## [Task details]
Exclude the pictures and reproduce the remaining data exactly as written.

........

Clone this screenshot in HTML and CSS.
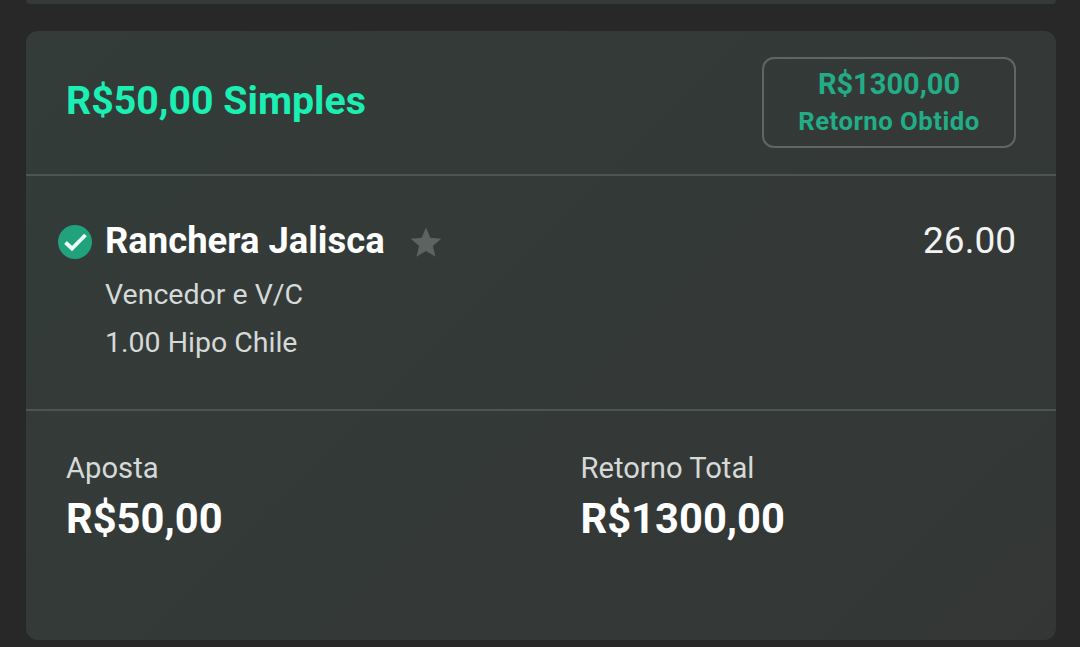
FILE: index.html
```html
<!DOCTYPE html>
<html lang="en">
<head>
    <meta charset="UTF-8">
    <meta name="viewport" content="width=device-width, initial-scale=1.0">
    <title>Aposta</title>
    <link rel="stylesheet" href="styles.css">
</head>
<body>
    <div class="prev-card"></div>

    <div class="card">
        <div class="card-head">
            <h2 class="stake-title">R$50,00 Simples</h2>
            <div class="return-box">
                <span class="return-value">R$1300,00</span>
                <span class="return-label">Retorno Obtido</span>
            </div>
        </div>

        <div class="selection">
            <svg class="check" viewBox="0 0 34 34" width="34" height="34">
                <circle cx="17" cy="17" r="17" fill="#20a27c"/>
                <path d="M7.500 17.500l6.500 6 13.500-13.500" fill="none" stroke="#eefff8" stroke-width="3.800"/>
            </svg>
            <div class="selection-info">
                <div class="name-row">
                    <span class="horse">Ranchera Jalisca</span>
                    <svg class="star" viewBox="0 0 32 32" width="32" height="32">
                        <path d="M16 1.500l4.300 10.300 11 .9-8.400 7.200 2.600 10.800L16 24.900 6.500 30.700l2.600-10.800L.7 12.700l11-.9z" fill="#5d6361"/>
                    </svg>
                    <span class="odds">26.00</span>
                </div>
                <p class="detail">Vencedor e V/C</p>
                <p class="detail">1.00 Hipo Chile</p>
            </div>
        </div>

        <div class="totals">
            <div class="total">
                <span class="total-label">Aposta</span>
                <span class="total-value">R$50,00</span>
            </div>
            <div class="total">
                <span class="total-label">Retorno Total</span>
                <span class="total-value">R$1300,00</span>
            </div>
        </div>
    </div>
</body>
</html>
```

FILE: styles.css
```css
html, body {
    height: 647px;
    overflow: hidden;
}
body {
    margin: 0;
    padding: 0 24px 0 26px;
    background-color: #282828;
    font-family: Roboto, "Liberation Sans", sans-serif;
    color: #fff;
}
.prev-card {
    height: 4px;
    margin-bottom: 27px;
    background-color: #353a39;
    border-radius: 0 0 12px 12px;
}
.card {
    height: 609px;
    background: linear-gradient(135deg, #333c39 0%, #343937 60%, #333635 100%);
    border-radius: 12px;
}
.card-head {
    height: 143px;
    display: flex;
    align-items: center;
    justify-content: space-between;
    padding: 0 40px;
    border-bottom: 2px solid #4d5553;
}
.stake-title {
    margin: 0 0 4px;
    font-size: 39.3px;
    font-weight: 700;
    color: #1cefb4;
}
.return-box {
    width: 250px;
    height: 87px;
    display: flex;
    flex-direction: column;
    align-items: center;
    justify-content: center;
    border: 2px solid #5f6664;
    border-radius: 12px;
}
.return-value {
    font-size: 29px;
    font-weight: 700;
    line-height: 36px;
    color: #22ad87;
}
.return-label {
    margin-top: 1px;
    font-size: 25.7px;
    font-weight: 700;
    line-height: 36px;
    letter-spacing: 0.5px;
    color: #22ad87;
}
.selection {
    height: 233px;
    display: flex;
    align-items: flex-start;
    padding: 0 40px 0 32px;
    border-bottom: 2px solid #4d5553;
}
.check {
    margin-top: 49px;
    margin-right: 13px;
    flex-shrink: 0;
}
.selection-info {
    flex: 1;
    padding-top: 41px;
}
.name-row {
    display: flex;
    align-items: center;
    height: 46px;
}
.horse {
    font-size: 36.4px;
    font-weight: 700;
}
.star {
    margin-left: 25px;
    margin-top: 4px;
}
.odds {
    margin-left: auto;
    font-size: 37px;
    color: #f1f3f2;
}
.detail {
    margin: 0;
    font-size: 28.5px;
    line-height: 48px;
    color: #d5d9d7;
}
.name-row + .detail {
    margin-top: 8px;
}
.totals {
    display: grid;
    grid-template-columns: 514.5px 1fr;
    padding: 37px 40px 0;
}
.total {
    display: flex;
    flex-direction: column;
}
.total-label {
    font-size: 29.2px;
    line-height: 40px;
    color: #d5d9d7;
}
.total-value {
    margin-top: 1px;
    font-size: 41.7px;
    font-weight: 700;
    line-height: 60px;
}
```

........

## [Task solution]
Clone this screenshot in HTML and CSS.
FILE: index.html
```html
<!DOCTYPE html>
<html lang="en">
<head>
    <meta charset="UTF-8">
    <meta name="viewport" content="width=device-width, initial-scale=1.0">
    <title>Aposta</title>
    <link rel="stylesheet" href="styles.css">
</head>
<body>
    <div class="prev-card"></div>

    <div class="card">
        <div class="card-head">
            <h2 class="stake-title">R$50,00 Simples</h2>
            <div class="return-box">
                <span class="return-value">R$1300,00</span>
                <span class="return-label">Retorno Obtido</span>
            </div>
        </div>

        <div class="selection">
            <svg class="check" viewBox="0 0 34 34" width="34" height="34">
                <circle cx="17" cy="17" r="17" fill="#20a27c"/>
                <path d="M7.500 17.500l6.500 6 13.500-13.500" fill="none" stroke="#eefff8" stroke-width="3.800"/>
            </svg>
            <div class="selection-info">
                <div class="name-row">
                    <span class="horse">Ranchera Jalisca</span>
                    <svg class="star" viewBox="0 0 32 32" width="32" height="32">
                        <path d="M16 1.500l4.300 10.300 11 .9-8.400 7.200 2.600 10.800L16 24.900 6.500 30.700l2.600-10.800L.7 12.700l11-.9z" fill="#5d6361"/>
                    </svg>
                    <span class="odds">26.00</span>
                </div>
                <p class="detail">Vencedor e V/C</p>
                <p class="detail">1.00 Hipo Chile</p>
            </div>
        </div>

        <div class="totals">
            <div class="total">
                <span class="total-label">Aposta</span>
                <span class="total-value">R$50,00</span>
            </div>
            <div class="total">
                <span class="total-label">Retorno Total</span>
                <span class="total-value">R$1300,00</span>
            </div>
        </div>
    </div>
</body>
</html>
```

FILE: styles.css
```css
html, body {
    height: 647px;
    overflow: hidden;
}
body {
    margin: 0;
    padding: 0 24px 0 26px;
    background-color: #282828;
    font-family: Roboto, "Liberation Sans", sans-serif;
    color: #fff;
}
.prev-card {
    height: 4px;
    margin-bottom: 27px;
    background-color: #353a39;
    border-radius: 0 0 12px 12px;
}
.card {
    height: 609px;
    background: linear-gradient(135deg, #333c39 0%, #343937 60%, #333635 100%);
    border-radius: 12px;
}
.card-head {
    height: 143px;
    display: flex;
    align-items: center;
    justify-content: space-between;
    padding: 0 40px;
    border-bottom: 2px solid #4d5553;
}
.stake-title {
    margin: 0 0 4px;
    font-size: 39.3px;
    font-weight: 700;
    color: #1cefb4;
}
.return-box {
    width: 250px;
    height: 87px;
    display: flex;
    flex-direction: column;
    align-items: center;
    justify-content: center;
    border: 2px solid #5f6664;
    border-radius: 12px;
}
.return-value {
    font-size: 29px;
    font-weight: 700;
    line-height: 36px;
    color: #22ad87;
}
.return-label {
    margin-top: 1px;
    font-size: 25.7px;
    font-weight: 700;
    line-height: 36px;
    letter-spacing: 0.5px;
    color: #22ad87;
}
.selection {
    height: 233px;
    display: flex;
    align-items: flex-start;
    padding: 0 40px 0 32px;
    border-bottom: 2px solid #4d5553;
}
.check {
    margin-top: 49px;
    margin-right: 13px;
    flex-shrink: 0;
}
.selection-info {
    flex: 1;
    padding-top: 41px;
}
.name-row {
    display: flex;
    align-items: center;
    height: 46px;
}
.horse {
    font-size: 36.4px;
    font-weight: 700;
}
.star {
    margin-left: 25px;
    margin-top: 4px;
}
.odds {
    margin-left: auto;
    font-size: 37px;
    color: #f1f3f2;
}
.detail {
    margin: 0;
    font-size: 28.5px;
    line-height: 48px;
    color: #d5d9d7;
}
.name-row + .detail {
    margin-top: 8px;
}
.totals {
    display: grid;
    grid-template-columns: 514.5px 1fr;
    padding: 37px 40px 0;
}
.total {
    display: flex;
    flex-direction: column;
}
.total-label {
    font-size: 29.2px;
    line-height: 40px;
    color: #d5d9d7;
}
.total-value {
    margin-top: 1px;
    font-size: 41.7px;
    font-weight: 700;
    line-height: 60px;
}
```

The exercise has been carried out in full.